Although living conditions in larger towns and cities are typically better than in rural areas, unsanitary conditions and malnourishment are widespread throughout both. Childhood deficiencies in Vitamin A (which can cause blindness) and iodine are the country’s most serious malnourishments.
About 40 percent of the population of Tanzania is classified as undernourished by the World Bank. This means they do not receive adequate nutrition in their diet. Of children under the age of five, about 31 percent are underweight, and nearly 43 percent are stunted (short for their age).
Agriculture provides the mainstay of the Tanzanian economy, still employing close to four-fifths of the economically active population. Farmers grow food for subsistence and for sale. Minerals, precious metals, fish, timber, and meat are also important products.
In many rural areas of Tanzania, tribal customs advocate a gender division of labor: women and girls take care of the household chores, small children, and livestock, and plant and weed the agricultural fields. Men prepare land for cultivation, care for large livestock, market produce, and make the important financial and political decisions for the family. As girls and women throughout the country have gained access to more formal education, however, they are challenging the customary division of labor.

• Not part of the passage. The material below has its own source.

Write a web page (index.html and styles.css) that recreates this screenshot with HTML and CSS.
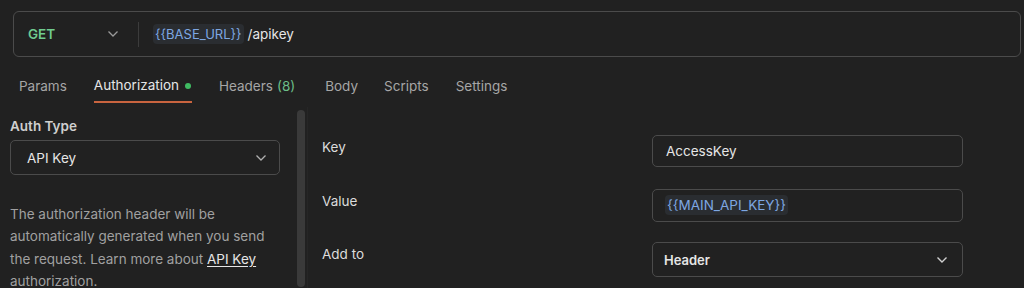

Among the lower socioeconomic strata, with few exceptions, women have a lower standard of living than do men. Generally speaking, boys are valued more than girls. Only women descended from ruling tribal families, successful businesswomen, or women politicians enjoy privileges equal to that of men. Among the formally educated there are conflicts between husbands and wives regarding the appropriate roles and responsibilities of each. When an activity undertaken by a woman becomes successful, her husband or a male relative will try to take control of the activity or the money it has generated, especially in rural areas.